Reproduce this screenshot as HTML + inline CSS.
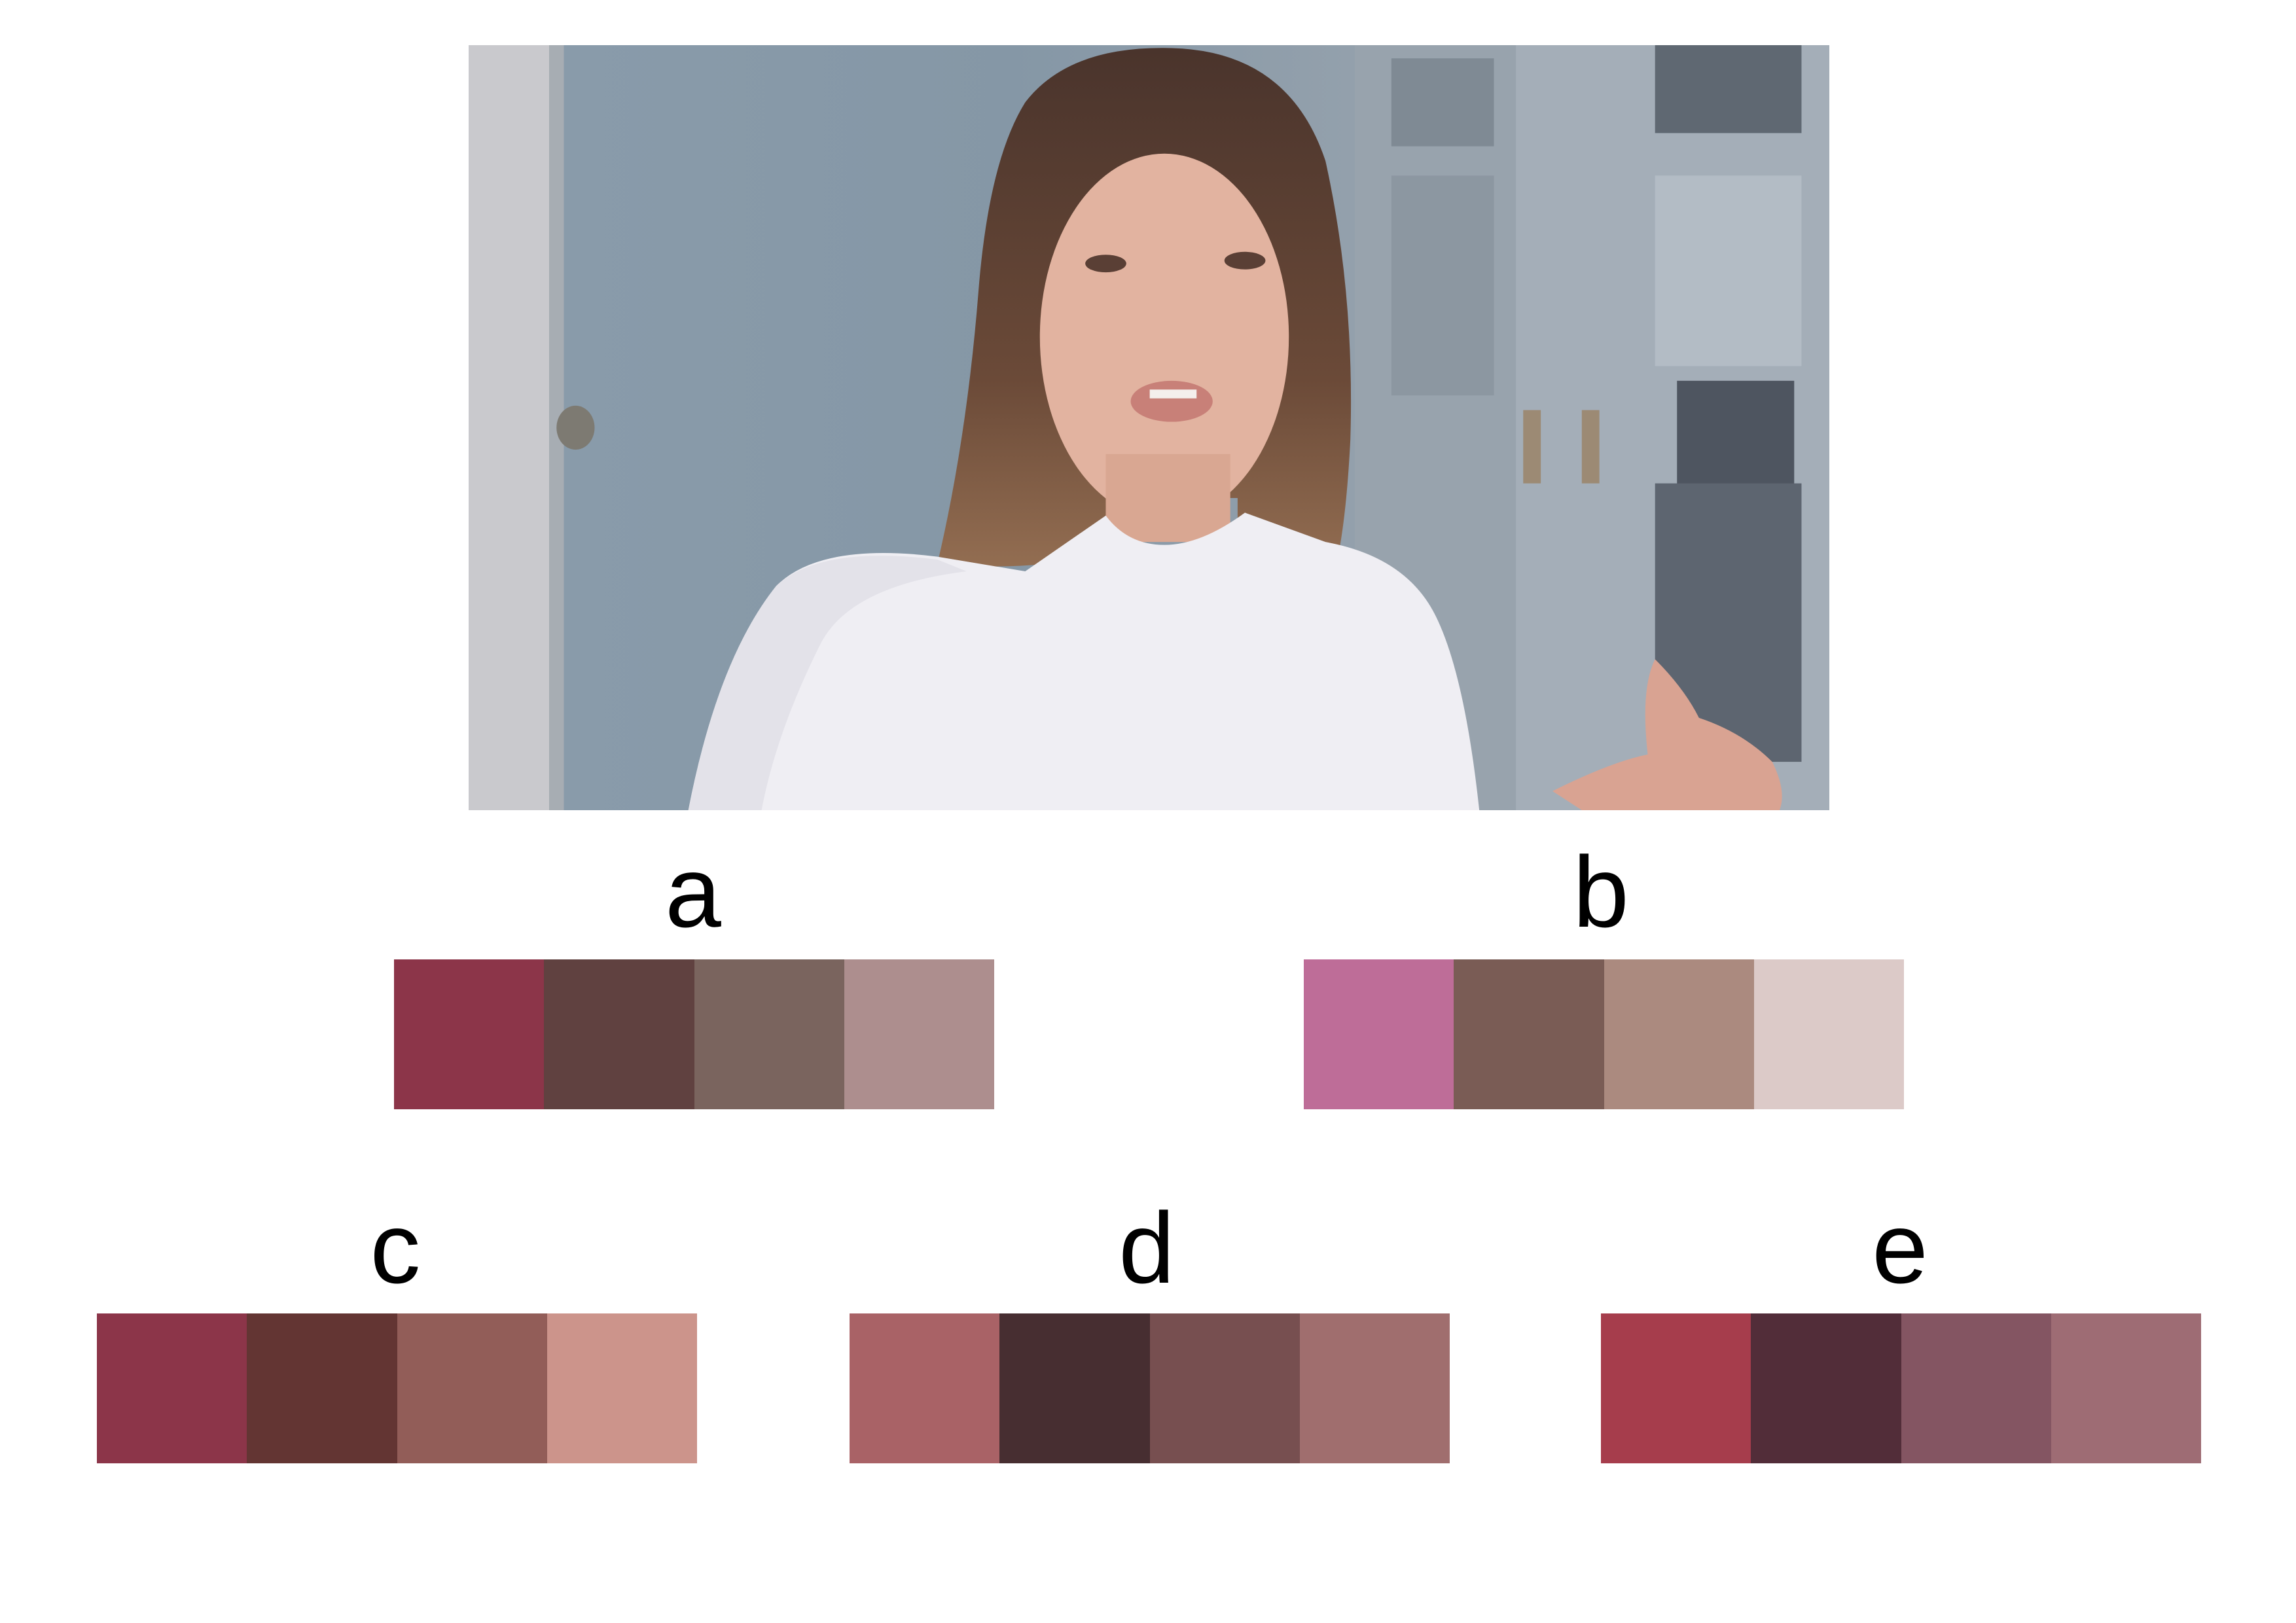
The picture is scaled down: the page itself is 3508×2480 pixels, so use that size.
<!DOCTYPE html>
<html><head><meta charset="utf-8"><style>
html,body{margin:0;padding:0;background:#fff;}
body{width:3508px;height:2480px;position:relative;overflow:hidden;font-family:"Liberation Sans",Arial,sans-serif;}
.ph{position:absolute;left:716px;top:69px;width:2079px;height:1169px;}
.lab{position:absolute;font-size:154px;line-height:1;color:#000;width:400px;text-align:center;}
.row{position:absolute;height:229px;width:917px;display:flex;}
.row div{flex:1;height:100%;}
</style></head><body>
<svg class="ph" viewBox="320 31 929 522" preserveAspectRatio="none">
<defs>
<linearGradient id="bg" x1="0" x2="1" y1="0" y2="0"><stop offset="0" stop-color="#8a9cab"/><stop offset="0.4" stop-color="#8597a6"/><stop offset="0.7" stop-color="#96a2ad"/><stop offset="1" stop-color="#8e98a3"/></linearGradient>
<linearGradient id="hair" x1="0" x2="0" y1="0" y2="1"><stop offset="0" stop-color="#4a342c"/><stop offset="0.6" stop-color="#6b4a38"/><stop offset="1" stop-color="#9a7456"/></linearGradient>
</defs>
<rect x="320" y="31" width="929" height="522" fill="url(#bg)"/>
<rect x="320" y="31" width="55" height="522" fill="#c9c9cd"/>
<rect x="375" y="31" width="10" height="522" fill="#a7adb3"/>
<rect x="1030" y="31" width="219" height="522" fill="#a4aeb8"/>
<rect x="925" y="31" width="110" height="522" fill="#98a3ad"/>
<rect x="950" y="40" width="70" height="60" fill="#7f8a94"/>
<rect x="950" y="120" width="70" height="150" fill="#8c97a1"/>
<rect x="1130" y="31" width="100" height="60" fill="#5f6872"/>
<rect x="1130" y="120" width="100" height="130" fill="#b3bcc5"/>
<rect x="1145" y="260" width="80" height="80" fill="#4e5560"/>
<rect x="1130" y="330" width="100" height="190" fill="#5d6570"/>
<rect x="1040" y="280" width="12" height="50" fill="#9c8a74"/>
<rect x="1080" y="280" width="12" height="50" fill="#9c8a74"/>
<ellipse cx="393" cy="292" rx="13" ry="15" fill="#7d7a72"/>
<path d="M700 70 Q730 31 800 33 Q880 35 905 110 Q925 200 922 300 Q918 380 905 410 L845 410 L845 340 L760 340 L745 380 Q700 390 640 385 Q660 300 668 200 Q675 110 700 70Z" fill="url(#hair)"/>
<ellipse cx="795" cy="230" rx="85" ry="125" fill="#e2b3a0"/>
<rect x="755" y="310" width="85" height="60" fill="#d9a792"/>
<path d="M700 390 L640 380 Q560 370 530 400 Q490 450 470 553 L1010 553 Q1000 460 980 420 Q960 380 905 370 L850 350 Q820 372 795 372 Q770 372 755 352 Z" fill="#efeef3"/>
<path d="M470 553 Q490 450 530 400 Q560 372 640 382 L660 390 Q580 400 560 440 Q530 500 520 553Z" fill="#e3e2e9"/>
<ellipse cx="755" cy="180" rx="14" ry="6" fill="#5a3f35"/>
<ellipse cx="850" cy="178" rx="14" ry="6" fill="#5a3f35"/>
<ellipse cx="800" cy="274" rx="28" ry="14" fill="#c88078"/>
<rect x="785" y="266" width="32" height="6" fill="#f4efec"/>
<path d="M1060 540 Q1100 520 1125 515 Q1120 470 1130 450 Q1150 470 1160 490 Q1190 500 1210 520 Q1220 540 1215 553 L1080 553Z" fill="#d9a392"/>
</svg>
<div class="lab" style="left:859px;top:1286px">a</div>
<div class="lab" style="left:2246px;top:1286px">b</div>
<div class="lab" style="left:404px;top:1830px">c</div>
<div class="lab" style="left:1552px;top:1830px">d</div>
<div class="lab" style="left:2703px;top:1830px">e</div>
<div class="row" style="left:602px;top:1466px"><div style="background:#8c3549"></div><div style="background:#604140"></div><div style="background:#7a645e"></div><div style="background:#ad8e8e"></div></div>
<div class="row" style="left:1992px;top:1466px"><div style="background:#be6d98"></div><div style="background:#7a5c55"></div><div style="background:#ab8a7f"></div><div style="background:#dccac8"></div></div>
<div class="row" style="left:148px;top:2007px"><div style="background:#8c3549"></div><div style="background:#633533"></div><div style="background:#925d58"></div><div style="background:#cc948b"></div></div>
<div class="row" style="left:1298px;top:2007px"><div style="background:#a96266"></div><div style="background:#472e31"></div><div style="background:#774f50"></div><div style="background:#a06e6e"></div></div>
<div class="row" style="left:2446px;top:2007px"><div style="background:#a63d4c"></div><div style="background:#522d39"></div><div style="background:#845562"></div><div style="background:#9e6c74"></div></div>
</body></html>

Given problem:
Reproduce every line of the material precisely, omitting its pictures.

The output:
Reproduce this screenshot as HTML + inline CSS.
The picture is scaled down: the page itself is 3508×2480 pixels, so use that size.
<!DOCTYPE html>
<html><head><meta charset="utf-8"><style>
html,body{margin:0;padding:0;background:#fff;}
body{width:3508px;height:2480px;position:relative;overflow:hidden;font-family:"Liberation Sans",Arial,sans-serif;}
.ph{position:absolute;left:716px;top:69px;width:2079px;height:1169px;}
.lab{position:absolute;font-size:154px;line-height:1;color:#000;width:400px;text-align:center;}
.row{position:absolute;height:229px;width:917px;display:flex;}
.row div{flex:1;height:100%;}
</style></head><body>
<svg class="ph" viewBox="320 31 929 522" preserveAspectRatio="none">
<defs>
<linearGradient id="bg" x1="0" x2="1" y1="0" y2="0"><stop offset="0" stop-color="#8a9cab"/><stop offset="0.4" stop-color="#8597a6"/><stop offset="0.7" stop-color="#96a2ad"/><stop offset="1" stop-color="#8e98a3"/></linearGradient>
<linearGradient id="hair" x1="0" x2="0" y1="0" y2="1"><stop offset="0" stop-color="#4a342c"/><stop offset="0.6" stop-color="#6b4a38"/><stop offset="1" stop-color="#9a7456"/></linearGradient>
</defs>
<rect x="320" y="31" width="929" height="522" fill="url(#bg)"/>
<rect x="320" y="31" width="55" height="522" fill="#c9c9cd"/>
<rect x="375" y="31" width="10" height="522" fill="#a7adb3"/>
<rect x="1030" y="31" width="219" height="522" fill="#a4aeb8"/>
<rect x="925" y="31" width="110" height="522" fill="#98a3ad"/>
<rect x="950" y="40" width="70" height="60" fill="#7f8a94"/>
<rect x="950" y="120" width="70" height="150" fill="#8c97a1"/>
<rect x="1130" y="31" width="100" height="60" fill="#5f6872"/>
<rect x="1130" y="120" width="100" height="130" fill="#b3bcc5"/>
<rect x="1145" y="260" width="80" height="80" fill="#4e5560"/>
<rect x="1130" y="330" width="100" height="190" fill="#5d6570"/>
<rect x="1040" y="280" width="12" height="50" fill="#9c8a74"/>
<rect x="1080" y="280" width="12" height="50" fill="#9c8a74"/>
<ellipse cx="393" cy="292" rx="13" ry="15" fill="#7d7a72"/>
<path d="M700 70 Q730 31 800 33 Q880 35 905 110 Q925 200 922 300 Q918 380 905 410 L845 410 L845 340 L760 340 L745 380 Q700 390 640 385 Q660 300 668 200 Q675 110 700 70Z" fill="url(#hair)"/>
<ellipse cx="795" cy="230" rx="85" ry="125" fill="#e2b3a0"/>
<rect x="755" y="310" width="85" height="60" fill="#d9a792"/>
<path d="M700 390 L640 380 Q560 370 530 400 Q490 450 470 553 L1010 553 Q1000 460 980 420 Q960 380 905 370 L850 350 Q820 372 795 372 Q770 372 755 352 Z" fill="#efeef3"/>
<path d="M470 553 Q490 450 530 400 Q560 372 640 382 L660 390 Q580 400 560 440 Q530 500 520 553Z" fill="#e3e2e9"/>
<ellipse cx="755" cy="180" rx="14" ry="6" fill="#5a3f35"/>
<ellipse cx="850" cy="178" rx="14" ry="6" fill="#5a3f35"/>
<ellipse cx="800" cy="274" rx="28" ry="14" fill="#c88078"/>
<rect x="785" y="266" width="32" height="6" fill="#f4efec"/>
<path d="M1060 540 Q1100 520 1125 515 Q1120 470 1130 450 Q1150 470 1160 490 Q1190 500 1210 520 Q1220 540 1215 553 L1080 553Z" fill="#d9a392"/>
</svg>
<div class="lab" style="left:859px;top:1286px">a</div>
<div class="lab" style="left:2246px;top:1286px">b</div>
<div class="lab" style="left:404px;top:1830px">c</div>
<div class="lab" style="left:1552px;top:1830px">d</div>
<div class="lab" style="left:2703px;top:1830px">e</div>
<div class="row" style="left:602px;top:1466px"><div style="background:#8c3549"></div><div style="background:#604140"></div><div style="background:#7a645e"></div><div style="background:#ad8e8e"></div></div>
<div class="row" style="left:1992px;top:1466px"><div style="background:#be6d98"></div><div style="background:#7a5c55"></div><div style="background:#ab8a7f"></div><div style="background:#dccac8"></div></div>
<div class="row" style="left:148px;top:2007px"><div style="background:#8c3549"></div><div style="background:#633533"></div><div style="background:#925d58"></div><div style="background:#cc948b"></div></div>
<div class="row" style="left:1298px;top:2007px"><div style="background:#a96266"></div><div style="background:#472e31"></div><div style="background:#774f50"></div><div style="background:#a06e6e"></div></div>
<div class="row" style="left:2446px;top:2007px"><div style="background:#a63d4c"></div><div style="background:#522d39"></div><div style="background:#845562"></div><div style="background:#9e6c74"></div></div>
</body></html>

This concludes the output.